A Duluth pack or Poirier pack is a traditional portage pack used in canoe travel, particularly in the Boundary Waters region of northern Minnesota and the Quetico Provincial Park of Ontario. It is a specialized type of backpack that is designed to fit in the bottom of canoes. Originally known as the "Poirier pack" or "Poirier pack-sack" (for its inventor, Camille Poirier), the pack style later became known as the "Duluth pack", as its original, eponymous manufacturing company is located in Duluth, Minnesota.

==Description==
A Duluth pack is a specialized type of backpack made of heavy canvas, leather, and/or cordura nylon. The packs are a traditional portage pack which are nearly square in order to fit easily in the bottom of a canoe. The simplest and most traditional Duluth pack comprises a single large envelope which is closed by straps and roller buckles. The pack is carried by two shoulder straps, and sometimes a tumpline worn over the top of the head.

==History==
The pack has its origins in an innovative nineteenth-century French-Canadian shoemaker named Camille Poirier, who made his way west to Duluth, Minnesota, Arriving in 1870 with his "little stock of leather and tools." He began a small shoe store on the shores of Lake Superior, and quickly made a go of it in the booming frontier town. Out of his small shoe shop on the waterfront, Camille began building a new style canoe pack with a tumpline, sternum strap, and umbrella holder. He patented the "C. Poirier Pack Sack" strap design in 1882. In 1911, Poirier sold his business to Duluth Tent & Awning Company, which later became the Duluth Pack company. It became common to refer any pack made in this style as a "Duluth pack". Listings of this style of pack by other organizations often refer to them as portage packs or canoe packs.

==Features==
Their key attributes make them well adapted to wilderness canoe camping where travel is largely by water—where the packs and gear do not need to be carried—punctuated by portages—where the packs and gear need to be carried over land:

- They are generally larger than other packs, accommodating a larger quantity of gear. Canoe camping typically involves carrying more and heavier gear than, for example, backpacking.
- They must be built strong, carrying heavy loads even when exposure to the elements can weaken certain pack materials (such as by saturation of leather).
- Their shape accommodates large volumes while remaining compact, and their design has few protuberances.

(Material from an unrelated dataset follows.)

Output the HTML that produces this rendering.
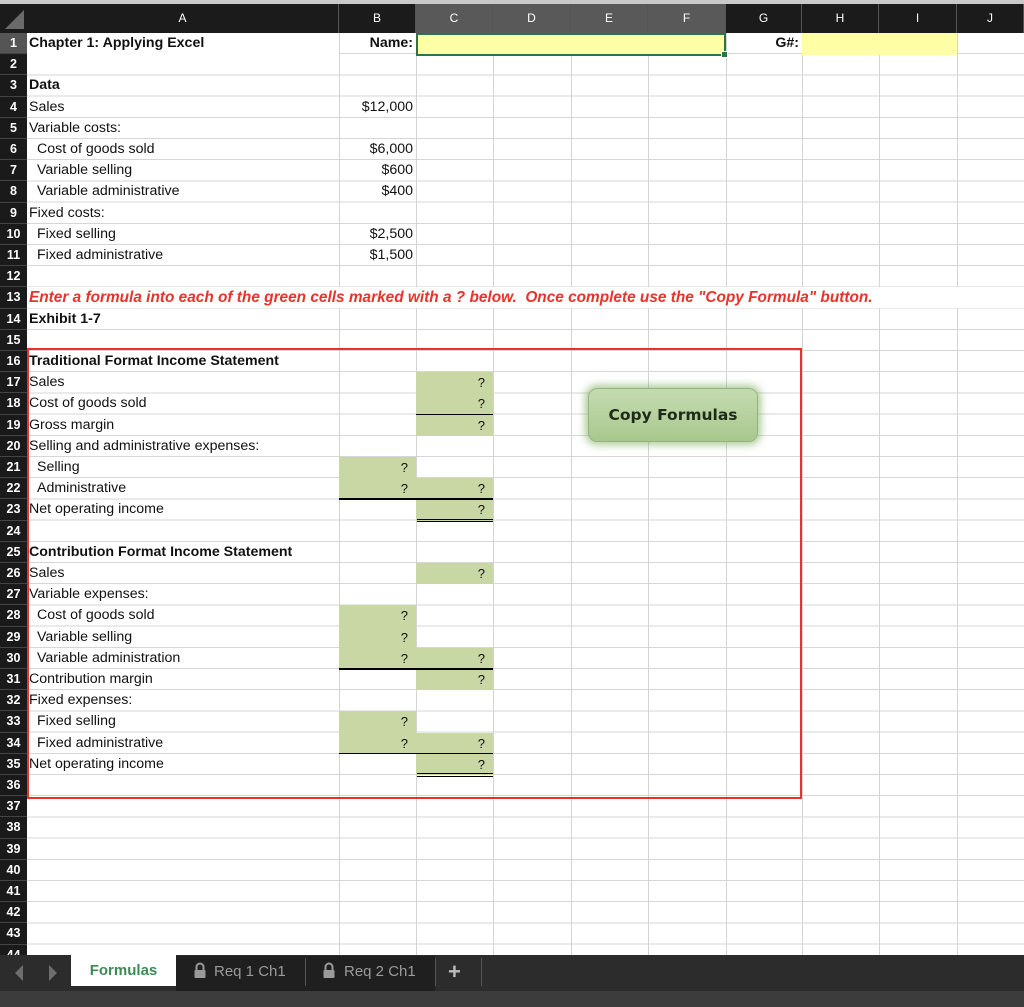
<!DOCTYPE html>
<html><head><meta charset="utf-8"><style>
*{margin:0;padding:0;box-sizing:border-box}
body{width:1024px;height:1007px;position:relative;overflow:hidden;background:#fff;font-family:"Liberation Sans",Arial,sans-serif;font-size:14.2px;color:#111}
.a{position:absolute}
.t{position:absolute;height:21.2px;line-height:21.2px;white-space:nowrap}
.b{font-weight:bold}
.r{text-align:right;padding-right:3px}
.rn{position:absolute;left:0;width:27px;height:21.2px;line-height:21px;color:#fff;font-weight:bold;font-size:12.5px;text-align:center;background:#1a1a1a;border-bottom:1px solid #444}
.ch{position:absolute;top:4px;height:29px;line-height:29px;color:#fff;font-size:12px;text-align:center;border-right:1px solid #555}
.v{position:absolute;top:33px;height:922px;width:1px;background:#d4d4d4}
.g{position:absolute;background:#c9d7a4;height:21.2px}
.q{position:absolute;height:21.2px;line-height:21.2px;text-align:right;padding-right:8px;font-size:13px}
.ul{position:absolute;height:1.5px;background:#000}
</style></head><body>
<div class="a" style="left:0;top:0;width:1024px;height:4px;background:#c9c9c9"></div>
<div class="a" style="left:0;top:4px;width:1024px;height:29px;background:#1b1b1b"></div>
<div class="a" style="left:416px;top:4px;width:310px;height:29px;background:#595959"></div>
<svg class="a" style="left:0;top:4px" width="27" height="29"><polygon points="5,25 24,6 24,25" fill="#6a6a6a"/></svg>
<div class="ch" style="left:27px;width:312px">A</div>
<div class="ch" style="left:339px;width:77px">B</div>
<div class="ch" style="left:416px;width:77px">C</div>
<div class="ch" style="left:493px;width:78px">D</div>
<div class="ch" style="left:571px;width:77px">E</div>
<div class="ch" style="left:648px;width:78px">F</div>
<div class="ch" style="left:726px;width:76px">G</div>
<div class="ch" style="left:802px;width:77px">H</div>
<div class="ch" style="left:879px;width:78px">I</div>
<div class="ch" style="left:957px;width:67px">J</div>

<div class="a" style="left:27px;top:33px;width:997px;height:922px;background:repeating-linear-gradient(to bottom,transparent 0,transparent 20.2px,#d6d6d6 20.2px,#d6d6d6 21.2px)"></div>
<div class="v" style="left:339px"></div><div class="v" style="left:416px"></div><div class="v" style="left:493px"></div><div class="v" style="left:571px"></div><div class="v" style="left:648px"></div><div class="v" style="left:726px"></div><div class="v" style="left:802px"></div><div class="v" style="left:879px"></div><div class="v" style="left:957px"></div>
<div class="a" style="left:27px;top:33px;width:312px;height:21px;background:#fff"></div>
<div class="a" style="left:27px;top:287.4px;width:997px;height:20.2px;background:#fff"></div>
<div class="a" style="left:27px;top:308.6px;width:312px;height:20.2px;background:#fff"></div>
<div class="a" style="left:27px;top:351px;width:312px;height:20.2px;background:#fff"></div>
<div class="a" style="left:27px;top:541.8px;width:312px;height:20.2px;background:#fff"></div>
<div class="a" style="left:27px;top:435.8px;width:312px;height:20.2px;background:#fff"></div>

<div class="a" style="left:0;top:33px;width:27px;height:922px;background:#1a1a1a"></div>
<div class="rn" style="top:33px;background:#555">1</div><div class="rn" style="top:54.2px">2</div><div class="rn" style="top:75.4px">3</div><div class="rn" style="top:96.6px">4</div><div class="rn" style="top:117.8px">5</div><div class="rn" style="top:139px">6</div><div class="rn" style="top:160.2px">7</div><div class="rn" style="top:181.4px">8</div><div class="rn" style="top:202.6px">9</div><div class="rn" style="top:223.8px">10</div><div class="rn" style="top:245px">11</div><div class="rn" style="top:266.2px">12</div><div class="rn" style="top:287.4px">13</div><div class="rn" style="top:308.6px">14</div><div class="rn" style="top:329.8px">15</div><div class="rn" style="top:351px">16</div><div class="rn" style="top:372.2px">17</div><div class="rn" style="top:393.4px">18</div><div class="rn" style="top:414.6px">19</div><div class="rn" style="top:435.8px">20</div><div class="rn" style="top:457px">21</div><div class="rn" style="top:478.2px">22</div><div class="rn" style="top:499.4px">23</div><div class="rn" style="top:520.6px">24</div><div class="rn" style="top:541.8px">25</div><div class="rn" style="top:563px">26</div><div class="rn" style="top:584.2px">27</div><div class="rn" style="top:605.4px">28</div><div class="rn" style="top:626.6px">29</div><div class="rn" style="top:647.8px">30</div><div class="rn" style="top:669px">31</div><div class="rn" style="top:690.2px">32</div><div class="rn" style="top:711.4px">33</div><div class="rn" style="top:732.6px">34</div><div class="rn" style="top:753.8px">35</div><div class="rn" style="top:775px">36</div><div class="rn" style="top:796.2px">37</div><div class="rn" style="top:817.4px">38</div><div class="rn" style="top:838.6px">39</div><div class="rn" style="top:859.8px">40</div><div class="rn" style="top:881px">41</div><div class="rn" style="top:902.2px">42</div><div class="rn" style="top:923.4px">43</div><div class="rn" style="top:944.6px">44</div>

<div class="t b" style="left:29px;top:33px">Chapter 1: Applying Excel</div>
<div class="t b r" style="left:339px;top:33px;width:77px">Name:</div>
<div class="a" style="left:416px;top:33px;width:310px;height:23px;background:#ffffa6;border:2px solid #2e7345"></div>
<div class="a" style="left:721px;top:51px;width:7px;height:7px;background:#2e7345;border:1px solid #fff"></div>
<div class="t b r" style="left:726px;top:33px;width:76px">G#:</div>
<div class="a" style="left:802px;top:33px;width:155px;height:22px;background:#ffffa6"></div>

<div class="t b" style="left:29px;top:75.4px">Data</div>
<div class="t" style="left:29px;top:96.6px">Sales</div><div class="t r" style="left:339px;top:96.6px;width:77px">$12,000</div>
<div class="t" style="left:29px;top:117.8px">Variable costs:</div>
<div class="t" style="left:37px;top:139px">Cost of goods sold</div><div class="t r" style="left:339px;top:139px;width:77px">$6,000</div>
<div class="t" style="left:37px;top:160.2px">Variable selling</div><div class="t r" style="left:339px;top:160.2px;width:77px">$600</div>
<div class="t" style="left:37px;top:181.4px">Variable administrative</div><div class="t r" style="left:339px;top:181.4px;width:77px">$400</div>
<div class="t" style="left:29px;top:202.6px">Fixed costs:</div>
<div class="t" style="left:37px;top:223.8px">Fixed selling</div><div class="t r" style="left:339px;top:223.8px;width:77px">$2,500</div>
<div class="t" style="left:37px;top:245px">Fixed administrative</div><div class="t r" style="left:339px;top:245px;width:77px">$1,500</div>
<div class="t b" style="left:29px;top:287.4px;color:#e8332a;font-style:italic;font-size:15.4px">Enter a formula into each of the green cells marked with a ? below.&nbsp; Once complete use the "Copy Formula" button.</div>
<div class="t b" style="left:29px;top:308.6px">Exhibit 1-7</div>

<div class="g" style="left:416px;top:372.2px;width:77px;height:63.6px"></div>
<div class="g" style="left:339px;top:457px;width:77px;height:42.4px"></div>
<div class="g" style="left:416px;top:478.2px;width:77px;height:42.4px"></div>
<div class="g" style="left:416px;top:563px;width:77px"></div>
<div class="g" style="left:339px;top:605.4px;width:77px;height:63.6px"></div>
<div class="g" style="left:416px;top:647.8px;width:77px;height:42.4px"></div>
<div class="g" style="left:339px;top:711.4px;width:77px;height:42.4px"></div>
<div class="g" style="left:416px;top:732.6px;width:77px;height:42.4px"></div>

<div class="t b" style="left:29px;top:351px">Traditional Format Income Statement</div>
<div class="t" style="left:29px;top:372.2px">Sales</div><div class="q" style="left:416px;top:372.2px;width:77px">?</div>
<div class="t" style="left:29px;top:393.4px">Cost of goods sold</div><div class="q" style="left:416px;top:393.4px;width:77px">?</div>
<div class="t" style="left:29px;top:414.6px">Gross margin</div><div class="q" style="left:416px;top:414.6px;width:77px">?</div>
<div class="t" style="left:29px;top:435.8px">Selling and administrative expenses:</div>
<div class="t" style="left:37px;top:457px">Selling</div><div class="q" style="left:339px;top:457px;width:77px">?</div>
<div class="t" style="left:37px;top:478.2px">Administrative</div><div class="q" style="left:339px;top:478.2px;width:77px">?</div><div class="q" style="left:416px;top:478.2px;width:77px">?</div>
<div class="t" style="left:29px;top:499.4px">Net operating income</div><div class="q" style="left:416px;top:499.4px;width:77px">?</div>
<div class="t b" style="left:29px;top:541.8px">Contribution Format Income Statement</div>
<div class="t" style="left:29px;top:563px">Sales</div><div class="q" style="left:416px;top:563px;width:77px">?</div>
<div class="t" style="left:29px;top:584.2px">Variable expenses:</div>
<div class="t" style="left:37px;top:605.4px">Cost of goods sold</div><div class="q" style="left:339px;top:605.4px;width:77px">?</div>
<div class="t" style="left:37px;top:626.6px">Variable selling</div><div class="q" style="left:339px;top:626.6px;width:77px">?</div>
<div class="t" style="left:37px;top:647.8px">Variable administration</div><div class="q" style="left:339px;top:647.8px;width:77px">?</div><div class="q" style="left:416px;top:647.8px;width:77px">?</div>
<div class="t" style="left:29px;top:669px">Contribution margin</div><div class="q" style="left:416px;top:669px;width:77px">?</div>
<div class="t" style="left:29px;top:690.2px">Fixed expenses:</div>
<div class="t" style="left:37px;top:711.4px">Fixed selling</div><div class="q" style="left:339px;top:711.4px;width:77px">?</div>
<div class="t" style="left:37px;top:732.6px">Fixed administrative</div><div class="q" style="left:339px;top:732.6px;width:77px">?</div><div class="q" style="left:416px;top:732.6px;width:77px">?</div>
<div class="t" style="left:29px;top:753.8px">Net operating income</div><div class="q" style="left:416px;top:753.8px;width:77px">?</div>

<div class="ul" style="left:416px;top:413.5px;width:77px"></div>
<div class="ul" style="left:339px;top:498.4px;width:154px"></div>
<div class="ul" style="left:417px;top:518.5px;width:76px;height:1px"></div><div class="ul" style="left:417px;top:521px;width:76px;height:1px"></div>
<div class="ul" style="left:339px;top:668px;width:154px"></div>
<div class="ul" style="left:339px;top:752.6px;width:154px"></div>
<div class="ul" style="left:417px;top:773px;width:76px;height:1px"></div><div class="ul" style="left:417px;top:775.5px;width:76px;height:1px"></div>

<div class="a" style="left:27px;top:348px;width:775px;height:451px;border:2px solid #e8332a"></div>

<div class="a" style="left:588px;top:388px;width:170px;height:54px;border-radius:9px;background:linear-gradient(#c4dbb0,#a9c88e);border:1px solid #93b57a;box-shadow:0 0 8px 3px rgba(120,170,90,.6);text-align:center;line-height:52px;font-weight:bold;font-size:15.5px;color:#1f2a1a;font-family:'DejaVu Sans',sans-serif">Copy Formulas</div>

<div class="a" style="left:0;top:955px;width:1024px;height:36px;background:#2c2c2c"></div>
<div class="a" style="left:0;top:991px;width:1024px;height:16px;background:#3c3c3c"></div>
<svg class="a" style="left:14px;top:964px" width="50" height="18"><polygon points="9,1 1,9 9,17" fill="#6d6d6d"/><polygon points="35,1 43,9 35,17" fill="#6d6d6d"/></svg>
<div class="a" style="left:71px;top:955px;width:105px;height:31px;background:#fff;color:#3e8a55;font-weight:bold;font-size:15px;text-align:center;line-height:32px">Formulas</div>
<div class="a" style="left:176px;top:956px;width:259px;height:35px;background:#1f1f1f"></div>
<div class="a" style="left:305px;top:958px;width:1px;height:28px;background:#555"></div>
<div class="a" style="left:435px;top:958px;width:1px;height:28px;background:#555"></div>
<div class="a" style="left:481px;top:958px;width:1px;height:28px;background:#555"></div>
<svg class="a" style="left:194px;top:962px" width="12" height="17"><path d="M2.5,8 V5 a3.5,3.5 0 0 1 7,0 V8" fill="none" stroke="#9a9a9a" stroke-width="2"/><rect x="0.5" y="8" width="11" height="8" rx="1" fill="#9a9a9a"/></svg>
<div class="a" style="left:214px;top:955px;color:#9a9a9a;font-size:15px;line-height:33px">Req 1 Ch1</div>
<svg class="a" style="left:323px;top:962px" width="12" height="17"><path d="M2.5,8 V5 a3.5,3.5 0 0 1 7,0 V8" fill="none" stroke="#9a9a9a" stroke-width="2"/><rect x="0.5" y="8" width="11" height="8" rx="1" fill="#9a9a9a"/></svg>
<div class="a" style="left:344px;top:955px;color:#9a9a9a;font-size:15px;line-height:33px">Req 2 Ch1</div>
<div class="a" style="left:448px;top:955px;color:#bbb;font-size:22px;font-weight:bold;line-height:33px">+</div>
</body></html>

This allows better fitting into canoes, less snagging during loading and unloading, less "catching" of the wind when traveling, and packing lower in canoes (thus lowering the center of gravity to enhance canoe stability).
- They are not tall above the wearer's shoulders (such as typical backpacks) allowing the wearer to also carry a canoe.
- Some have a tumpline which assists with weight distribution with heavy loads.